Record management in Great Han Empire (대한제국시기의 기록관리)

  • Lee, Young-Hak
    • The Korean Journal of Archival Studies
    • /
    • no.19
    • /
    • pp.153-192
    • /
    • 2009
  • Appearing newly on June 1894, Gaboh regime enforced modern reformation policy. In light of archives' management, it was totally different from before. Government established individual department of record management in every division and proclaimed a legislative bill which was stipulated about record management process. They modified archives' form including peculiar declaration of the name of an era and use together with Korean and Chinese. Also they tried to conserve the original copy of the archives.
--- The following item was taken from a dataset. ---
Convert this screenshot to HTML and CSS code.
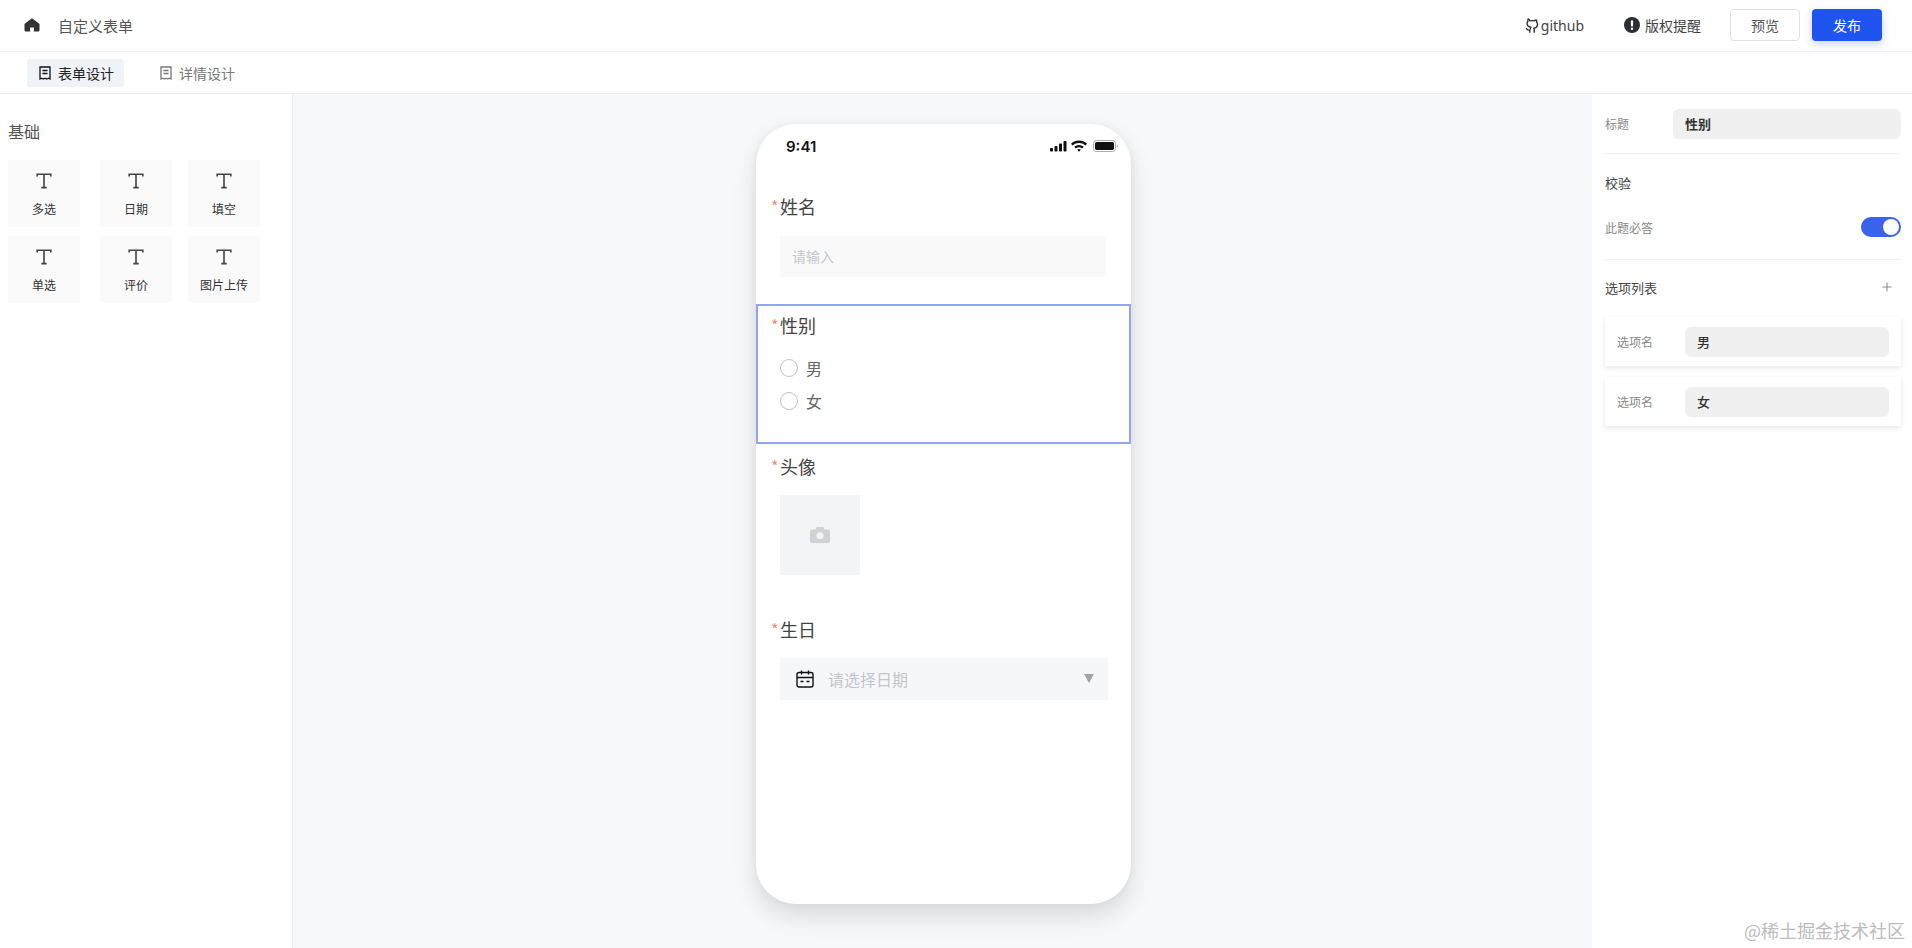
FILE: index.html
```html
<!DOCTYPE html>
<html>
<head>
    <title>自定义表单</title>
    <link rel="stylesheet" href="styles.css">
</head>
<body>
    <div class="app">
        <!-- Верхняя панель -->
        <header class="topbar">
            <svg class="home-icon" viewBox="0 0 16 16"><path d="M8 1.2 1 6.6c-.4.3-.5.6-.5 1V13c0 .9.7 1.6 1.6 1.6h4V10.500h3.800v4.100h4c.9 0 1.600-.7 1.600-1.600V7.600c0-.4-.1-.7-.5-1z"/></svg>
            <span class="app-title">自定义表单</span>
            <div class="top-actions">
                <span class="top-link top-link-github">
                    <svg class="github-icon" viewBox="0 0 16 16"><path d="M5.800 14.800v-2.300c-2.300.5-3-.6-3.300-1.400M10.200 14.800v-2.500c0-.7-.2-1.200-.6-1.500 2-.2 3.900-.9 3.900-4 0-.9-.3-1.600-.9-2.200.2-.6.2-1.300-.1-2.100-.8 0-1.500.3-2.300.9a8 8 0 0 0-4.400 0C5.600 1.800 4.900 1.500 4.100 1.500c-.3.8-.3 1.500-.1 2.100-.6.600-.9 1.300-.9 2.200 0 3.100 1.900 3.800 3.900 4-.4.300-.6.800-.6 1.500"/></svg>
                    github
                </span>
                <span class="top-link top-link-notice">
                    <svg class="notice-icon" viewBox="0 0 16 16"><circle cx="8" cy="8" r="8"/><rect class="notice-mark" x="6.900" y="3.200" width="2.200" height="6.300" rx="1"/><circle class="notice-mark" cx="8" cy="11.700" r="1.200"/></svg>
                    版权提醒
                </span>
                <button class="btn btn-ghost">预览</button>
                <button class="btn btn-primary">发布</button>
            </div>
        </header>

        <!-- Вкладки -->
        <nav class="tabbar">
            <span class="tab tab-active">
                <svg class="tab-icon" viewBox="0 0 12 14"><path d="M1 1h10v12l-1.600-.8-1.700.8L6 12.200l-1.700.8-1.700-.8L1 13zM3.500 4.500h5M3.500 7.500h5"/></svg>
                表单设计
            </span>
            <span class="tab">
                <svg class="tab-icon" viewBox="0 0 12 14"><path d="M1 1h10v12l-1.600-.8-1.700.8L6 12.200l-1.700.8-1.700-.8L1 13zM3.500 4.500h5M3.500 7.500h5"/></svg>
                详情设计
            </span>
        </nav>

        <div class="workspace">
            <!-- Левая колонка -->
            <aside class="sidebar">
                <div class="sidebar-title">基础</div>
                <div class="widget-grid">
                    <div class="widget"><svg class="t-icon" viewBox="0 0 16 16"><path d="M1.200 3.500V1.200h13.600v2.300M8 1.200v13.400M5.300 14.600h5.400"/></svg><span>多选</span></div>
                    <div class="widget"><svg class="t-icon" viewBox="0 0 16 16"><path d="M1.200 3.500V1.200h13.600v2.300M8 1.200v13.400M5.300 14.600h5.400"/></svg><span>日期</span></div>
                    <div class="widget"><svg class="t-icon" viewBox="0 0 16 16"><path d="M1.200 3.500V1.200h13.600v2.300M8 1.200v13.400M5.300 14.600h5.400"/></svg><span>填空</span></div>
                    <div class="widget"><svg class="t-icon" viewBox="0 0 16 16"><path d="M1.200 3.500V1.200h13.600v2.300M8 1.200v13.400M5.300 14.600h5.400"/></svg><span>单选</span></div>
                    <div class="widget"><svg class="t-icon" viewBox="0 0 16 16"><path d="M1.200 3.500V1.200h13.600v2.300M8 1.200v13.400M5.300 14.600h5.400"/></svg><span>评价</span></div>
                    <div class="widget"><svg class="t-icon" viewBox="0 0 16 16"><path d="M1.200 3.500V1.200h13.600v2.300M8 1.200v13.400M5.300 14.600h5.400"/></svg><span>图片上传</span></div>
                </div>
            </aside>

            <!-- Телефон -->
            <main class="canvas">
                <div class="phone">
                    <div class="statusbar">
                        <span class="clock">9:41</span>
                        <svg class="status-icons" viewBox="0 0 68 12">
                            <rect x="0" y="8" width="3" height="3.500" rx=".8"/>
                            <rect x="4.500" y="6" width="3" height="5.500" rx=".8"/>
                            <rect x="9" y="3.500" width="3" height="8" rx=".8"/>
                            <rect x="13.500" y="1" width="3" height="10.500" rx=".8"/>
                            <path d="M21 3.700a11.800 11.800 0 0 1 16 0l-1.600 1.700a9.500 9.500 0 0 0-12.800 0z"/>
                            <path d="M24.200 6.800a7 7 0 0 1 9.600 0l-1.700 1.700a4.700 4.700 0 0 0-6.200 0z"/>
                            <path d="M27.200 9.800a2.800 2.800 0 0 1 3.600 0L29 11.700z"/>
                            <rect class="battery-frame" x="43.500" y=".5" width="22" height="11" rx="3"/>
                            <rect x="45" y="2" width="19" height="8" rx="1.800"/>
                            <path class="battery-tip" d="M67 4.300c.7.300 1 1 1 1.700s-.3 1.400-1 1.700z"/>
                        </svg>
                    </div>

                    <section class="field field-name">
                        <div class="field-label"><i>*</i>姓名</div>
                        <div class="text-input">请输入</div>
                    </section>

                    <section class="field field-selected">
                        <div class="field-label"><i>*</i>性别</div>
                        <div class="radio-row"><span class="radio"></span>男</div>
                        <div class="radio-row"><span class="radio"></span>女</div>
                    </section>

                    <section class="field field-avatar">
                        <div class="field-label"><i>*</i>头像</div>
                        <div class="upload">
                            <svg class="camera-icon" viewBox="0 0 20 16"><path fill-rule="evenodd" d="M6.800 0h6.400l1.500 2.500h3.300c1.100 0 2 .9 2 2V14c0 1.100-.9 2-2 2H2c-1.100 0-2-.9-2-2V4.500c0-1.100.9-2 2-2h3.300zM10 5.300a3.500 3.500 0 1 0 0 7 3.500 3.500 0 0 0 0-7z"/></svg>
                        </div>
                    </section>

                    <section class="field field-birthday">
                        <div class="field-label"><i>*</i>生日</div>
                        <div class="date-input">
                            <svg class="calendar-icon" viewBox="0 0 18 18"><rect x="1" y="2.500" width="16" height="14.500" rx="2"/><path d="M1 7.500h16M5.500 .5v4M12.500 .5v4M4.500 11.500h3M10.500 11.500h3"/></svg>
                            <span class="date-text">请选择日期</span>
                            <span class="date-arrow"></span>
                        </div>
                    </section>
                </div>
            </main>

            <!-- Правая колонка -->
            <aside class="props">
                <div class="prop-row prop-title">
                    <span class="prop-label">标题</span>
                    <div class="prop-input">性别</div>
                </div>
                <div class="prop-heading prop-check">校验</div>
                <div class="prop-switch">
                    <span class="prop-label">此题必答</span>
                    <span class="toggle"><span class="toggle-knob"></span></span>
                </div>
                <div class="prop-heading prop-options">
                    选项列表
                    <svg class="plus-icon" viewBox="0 0 10 10"><path d="M5 .5v9M.5 5h9"/></svg>
                </div>
                <div class="option-card">
                    <span class="prop-label">选项名</span>
                    <div class="prop-input">男</div>
                </div>
                <div class="option-card">
                    <span class="prop-label">选项名</span>
                    <div class="prop-input">女</div>
                </div>
            </aside>
        </div>
    </div>
    <div class="watermark">@稀土掘金技术社区</div>
</body>
</html>
```

FILE: styles.css
```css
* {
    box-sizing: border-box;
}

body {
    margin: 0;
    padding: 0;
    font-family: "Noto Sans CJK SC", "Noto Sans", sans-serif;
    color: #333;
    background: #fff;
    overflow: hidden;
}

.app {
    display: flex;
    flex-direction: column;
    height: 948px;
}

/* Верхняя панель */
.topbar {
    height: 52px;
    flex: none;
    display: flex;
    align-items: center;
    padding: 0 30px 1px 24px;
    border-bottom: 1px solid #f1f1f1;
}

.home-icon {
    width: 16px;
    height: 16px;
    fill: #333;
}

.app-title {
    margin-left: 18px;
    font-size: 15px;
    color: #555;
}

.top-actions {
    margin-left: auto;
    display: flex;
    align-items: center;
}

.top-link {
    display: flex;
    align-items: center;
    font-size: 14px;
    color: #444;
}

.top-link-github {
    font-family: "Noto Sans", sans-serif;
    font-size: 14px;
    gap: 1px;
}

.top-link-notice {
    margin-left: 40px;
    gap: 5px;
}

.github-icon {
    width: 16px;
    height: 17px;
    fill: none;
    stroke: #333;
    stroke-width: 1.400;
    stroke-linejoin: round;
    stroke-linecap: round;
}

.notice-icon {
    width: 16px;
    height: 16px;
    fill: #2b2f33;
}

.notice-mark {
    fill: #fff;
}

.btn {
    width: 70px;
    height: 32px;
    border-radius: 4px;
    font-family: inherit;
    font-size: 14px;
    padding: 0;
}

.btn-ghost {
    margin-left: 29px;
    background: #fff;
    border: 1px solid #dfe1e5;
    color: #555;
}

.btn-primary {
    margin-left: 12px;
    background: #1f54f0;
    border: none;
    color: #fff;
    box-shadow: 0 3px 8px rgba(31, 84, 240, 0.25);
}

/* Вкладки */
.tabbar {
    height: 42px;
    flex: none;
    display: flex;
    align-items: center;
    padding: 0 0 0 27px;
    border-bottom: 1px solid #eeeeee;
}

.tab {
    height: 28px;
    display: flex;
    align-items: center;
    gap: 7px;
    padding: 0 10px 0 12px;
    margin-right: 24px;
    border-radius: 4px;
    font-size: 14px;
    color: #777;
    stroke: #777;
}

.tab-active {
    width: 97px;
    background: #eff2f6;
    color: #222;
    stroke: #111;
}

.tab-icon {
    width: 12px;
    height: 14px;
    fill: none;
    stroke-width: 1.300;
}

.workspace {
    flex: 1;
    display: flex;
    min-height: 0;
}

/* Левая колонка */
.sidebar {
    width: 293px;
    flex: none;
    padding: 25px 8px 0;
    border-right: 1px solid #eceef1;
}

.sidebar-title {
    font-size: 16px;
    line-height: 24px;
    color: #555;
}

.widget-grid {
    display: grid;
    grid-template-columns: 92px 88px 72px;
    grid-auto-rows: 67px;
    row-gap: 9px;
    margin-top: 17px;
}

.widget {
    width: 72px;
    display: flex;
    flex-direction: column;
    align-items: center;
    padding-top: 13px;
    background: #fafafa;
    border-radius: 2px;
    font-size: 12px;
    color: #333;
}

.widget span {
    margin-top: 11px;
    line-height: 18px;
}

.t-icon {
    width: 16px;
    height: 16px;
    fill: none;
    stroke: #444;
    stroke-width: 1.600;
}

/* Телефон */
.canvas {
    flex: 1;
    display: flex;
    justify-content: center;
    padding: 30px 0 0 2px;
    background: #f6f8fa;
}

.phone {
    width: 375px;
    height: 780px;
    border-radius: 40px;
    background: #fff;
    box-shadow: 0 12px 24px rgba(0, 0, 0, 0.12), 0 0 8px rgba(0, 0, 0, 0.05);
}

.statusbar {
    height: 44px;
    display: flex;
    align-items: center;
    justify-content: space-between;
    padding: 0 13px 0 30px;
}

.clock {
    font-family: Inter, Roboto, sans-serif;
    font-size: 15px;
    font-weight: 600;
    color: #111;
}

.status-icons {
    width: 68px;
    height: 12px;
    fill: #111;
}

.battery-frame {
    fill: none;
    stroke: #aaa;
}

.battery-tip {
    fill: #aaa;
}

.field {
    padding-left: 24px;
}

.field-label {
    position: relative;
    font-size: 18px;
    line-height: 26px;
    color: #444;
}

.field-label i {
    position: absolute;
    left: -9px;
    top: 3px;
    font-size: 16px;
    line-height: 20px;
    font-style: normal;
    color: #f08a80;
}

.field-name {
    height: 136px;
    padding-top: 25px;
}

.text-input {
    width: 326px;
    height: 41px;
    margin-top: 17px;
    padding-left: 12px;
    background: #f9f9fa;
    font-size: 14px;
    line-height: 41px;
    color: #c4c6ca;
}

.field-selected {
    height: 140px;
    margin-top: 0;
    padding-top: 6px;
    padding-left: 22px;
    border: 2px solid #93a6e8;
}

.radio-row {
    display: flex;
    align-items: center;
    gap: 8px;
    height: 18px;
    margin-top: 21px;
    font-size: 16px;
    color: #666;
}

.radio-row + .radio-row {
    margin-top: 15px;
}

.radio {
    width: 18px;
    height: 18px;
    border: 1px solid #bfc1c5;
    border-radius: 50%;
}

.field-avatar {
    height: 172px;
    padding-top: 9px;
}

.upload {
    width: 80px;
    height: 80px;
    margin-top: 16px;
    display: flex;
    align-items: center;
    justify-content: center;
    background: #f3f4f6;
}

.camera-icon {
    width: 20px;
    height: 16px;
    fill: #cfd1d4;
}

.date-input {
    width: 328px;
    height: 42px;
    margin-top: 16px;
    display: flex;
    align-items: center;
    padding-left: 16px;
    background: #f6f7f9;
}

.calendar-icon {
    width: 18px;
    height: 18px;
    fill: none;
    stroke: #111;
    stroke-width: 1.400;
}

.date-text {
    margin-left: 14px;
    font-size: 16px;
    color: #c3c5ca;
}

.date-arrow {
    margin-left: auto;
    margin-right: 14px;
    margin-bottom: 2px;
    border-left: 5px solid transparent;
    border-right: 5px solid transparent;
    border-top: 9px solid #a3a3a3;
}

/* Правая колонка */
.props {
    width: 320px;
    flex: none;
    padding: 15px 11px 0 13px;
    background: #fff;
}

.prop-label {
    font-size: 12px;
    color: #888;
}

.prop-row {
    display: flex;
    align-items: center;
}

.prop-title {
    height: 45px;
    padding-bottom: 15px;
    justify-content: space-between;
    border-bottom: 1px solid #f3f3f3;
}

.prop-input {
    height: 30px;
    padding-left: 12px;
    border-radius: 6px;
    background: #f0f0f0;
    font-size: 13px;
    font-weight: 500;
    line-height: 30px;
    color: #333;
}

.prop-title .prop-input {
    width: 228px;
    font-weight: 700;
}

.prop-heading {
    display: flex;
    align-items: center;
    justify-content: space-between;
    font-size: 13px;
    color: #444;
}

.prop-check {
    height: 20px;
    margin-top: 18px;
}

.prop-switch {
    display: flex;
    align-items: center;
    justify-content: space-between;
    height: 55px;
    padding-bottom: 10px;
    margin-top: 13px;
    border-bottom: 1px solid #f3f3f3;
}

.toggle {
    width: 40px;
    height: 20px;
    display: flex;
    justify-content: flex-end;
    align-items: center;
    padding-right: 2px;
    border-radius: 10px;
    background: #3a62ea;
}

.toggle-knob {
    width: 16px;
    height: 16px;
    border-radius: 50%;
    background: #fff;
}

.prop-options {
    height: 20px;
    margin-top: 17px;
    padding-right: 9px;
}

.plus-icon {
    width: 10px;
    height: 10px;
    fill: none;
    stroke: #888;
}

.option-card {
    height: 49px;
    display: flex;
    align-items: center;
    justify-content: space-between;
    margin-top: 11px;
    padding: 0 12px;
    background: #fff;
    box-shadow: 0 2px 5px rgba(0, 0, 0, 0.1);
}

.prop-options + .option-card {
    margin-top: 20px;
}

.option-card .prop-input {
    width: 204px;
}

.watermark {
    position: absolute;
    right: 7px;
    bottom: 5px;
    font-size: 18px;
    color: #bcbcbc;
}
```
As King Gojong announced the Great Han Empire(Taehan Cheguk, 大韓帝國) on October 1897, he reinforced Gaboh regimes' weakened royal authority and enforced reformation policy which was designed for himself. First he abolished the administration which restricted royal authority, and established new department called Euijungbu(議政府). To restrain the royal power, he separated the Royal House and government and reinforced Gungnaebu(宮內府). In addition, King Gojong enforced the policy which he can manage directly about troops, policies, and finances. Consequently, He established Wonsubu(元帥府), Kyungbu(警部), and made direct belonging of an emperor. Also, department called Naejangwon(內藏院) tried to levy many kinds of taxes directly to build up the financial foundation under the emperor. The record management system of Great Han Empire succeeded to that of Gaboh regimes Times'. First, government and powerful organization directly under the emperor set up the department of record management. Euijungbu (議政府) and governmental department, of course, Gungnaebu(宮內府), Wonsubu(元帥府), Kyungbu(警部), Tongshinwon(通信院), Jikyeahmun(地契衙門) which support the right of an emperor established document division and record division individually. To carry out government's service effectively and systematically, it was considered effective to divide record management department. Moreover, despite the difference between the divisions, they were separated into current record division and non current record division. Generally, document department took charge of acceptance, sending and crafting of current document and archives department was eligible for preservation and compilation of major document and eternal conservation document. This seems to consider life cycle of the record and keep the evaluation of record in mind. Finally, perception for the record management has revealed to modern configuration.